[A block of data]
+===+

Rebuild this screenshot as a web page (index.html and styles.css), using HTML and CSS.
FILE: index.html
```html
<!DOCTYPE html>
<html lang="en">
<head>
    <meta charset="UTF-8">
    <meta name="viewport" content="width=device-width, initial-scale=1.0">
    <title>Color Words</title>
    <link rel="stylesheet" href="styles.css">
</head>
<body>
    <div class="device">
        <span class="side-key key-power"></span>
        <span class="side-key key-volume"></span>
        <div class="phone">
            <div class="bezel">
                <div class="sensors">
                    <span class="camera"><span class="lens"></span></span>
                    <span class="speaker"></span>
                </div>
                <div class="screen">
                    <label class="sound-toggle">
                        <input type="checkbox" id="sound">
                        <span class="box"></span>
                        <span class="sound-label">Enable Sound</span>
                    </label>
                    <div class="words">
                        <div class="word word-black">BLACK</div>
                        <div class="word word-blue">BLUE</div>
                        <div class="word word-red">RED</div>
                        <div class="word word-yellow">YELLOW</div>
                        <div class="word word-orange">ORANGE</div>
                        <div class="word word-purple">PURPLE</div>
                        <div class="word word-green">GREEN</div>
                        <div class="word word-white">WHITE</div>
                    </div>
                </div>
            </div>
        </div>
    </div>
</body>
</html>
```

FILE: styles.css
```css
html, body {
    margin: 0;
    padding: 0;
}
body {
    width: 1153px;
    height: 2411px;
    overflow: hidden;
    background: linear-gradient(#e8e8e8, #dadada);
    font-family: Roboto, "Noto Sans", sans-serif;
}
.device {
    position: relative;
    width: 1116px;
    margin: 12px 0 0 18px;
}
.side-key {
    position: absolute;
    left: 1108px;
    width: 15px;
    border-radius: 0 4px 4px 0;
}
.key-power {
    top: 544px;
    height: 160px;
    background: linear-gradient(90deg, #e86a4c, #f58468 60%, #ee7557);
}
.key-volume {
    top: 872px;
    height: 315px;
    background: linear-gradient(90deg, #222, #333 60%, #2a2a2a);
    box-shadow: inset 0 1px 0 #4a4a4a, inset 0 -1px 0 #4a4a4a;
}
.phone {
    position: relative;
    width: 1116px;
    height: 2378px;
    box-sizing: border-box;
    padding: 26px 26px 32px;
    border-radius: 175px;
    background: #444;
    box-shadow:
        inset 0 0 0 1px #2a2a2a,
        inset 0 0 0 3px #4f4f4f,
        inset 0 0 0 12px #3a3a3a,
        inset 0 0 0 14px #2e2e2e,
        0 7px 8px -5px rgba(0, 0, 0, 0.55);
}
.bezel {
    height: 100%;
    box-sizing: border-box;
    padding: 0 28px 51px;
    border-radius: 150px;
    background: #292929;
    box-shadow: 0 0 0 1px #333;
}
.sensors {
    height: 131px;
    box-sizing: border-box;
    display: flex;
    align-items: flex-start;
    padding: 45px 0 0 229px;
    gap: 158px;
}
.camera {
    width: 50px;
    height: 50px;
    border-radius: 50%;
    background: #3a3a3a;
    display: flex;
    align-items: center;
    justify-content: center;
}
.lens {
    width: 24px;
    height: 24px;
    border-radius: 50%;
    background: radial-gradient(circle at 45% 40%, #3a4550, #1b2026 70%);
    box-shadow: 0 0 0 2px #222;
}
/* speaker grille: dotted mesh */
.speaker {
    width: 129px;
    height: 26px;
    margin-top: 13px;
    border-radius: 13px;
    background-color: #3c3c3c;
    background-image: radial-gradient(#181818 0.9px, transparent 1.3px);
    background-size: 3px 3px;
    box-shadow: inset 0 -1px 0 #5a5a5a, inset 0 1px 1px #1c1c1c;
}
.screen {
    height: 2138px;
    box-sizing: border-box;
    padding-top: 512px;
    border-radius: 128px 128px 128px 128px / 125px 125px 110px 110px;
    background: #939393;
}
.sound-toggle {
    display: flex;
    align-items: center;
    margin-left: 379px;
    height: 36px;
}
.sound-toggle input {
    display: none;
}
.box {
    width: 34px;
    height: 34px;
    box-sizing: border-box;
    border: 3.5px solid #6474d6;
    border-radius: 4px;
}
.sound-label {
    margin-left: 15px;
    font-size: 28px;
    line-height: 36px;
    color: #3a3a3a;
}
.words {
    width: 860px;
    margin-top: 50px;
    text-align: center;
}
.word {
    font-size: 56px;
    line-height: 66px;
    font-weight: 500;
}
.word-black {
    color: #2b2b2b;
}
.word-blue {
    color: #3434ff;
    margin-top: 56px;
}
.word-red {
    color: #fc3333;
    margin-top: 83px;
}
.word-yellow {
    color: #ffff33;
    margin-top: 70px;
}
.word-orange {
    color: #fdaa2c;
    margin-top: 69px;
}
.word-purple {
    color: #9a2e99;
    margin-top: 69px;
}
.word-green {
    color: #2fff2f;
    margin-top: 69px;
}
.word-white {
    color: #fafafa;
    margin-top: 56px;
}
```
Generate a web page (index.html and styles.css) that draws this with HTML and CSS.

+===+

- _TASK DESCRIPTION_: Find and count the lines of the data that include the string "this", and report that figure by itself.

- _RESPONSE_: 2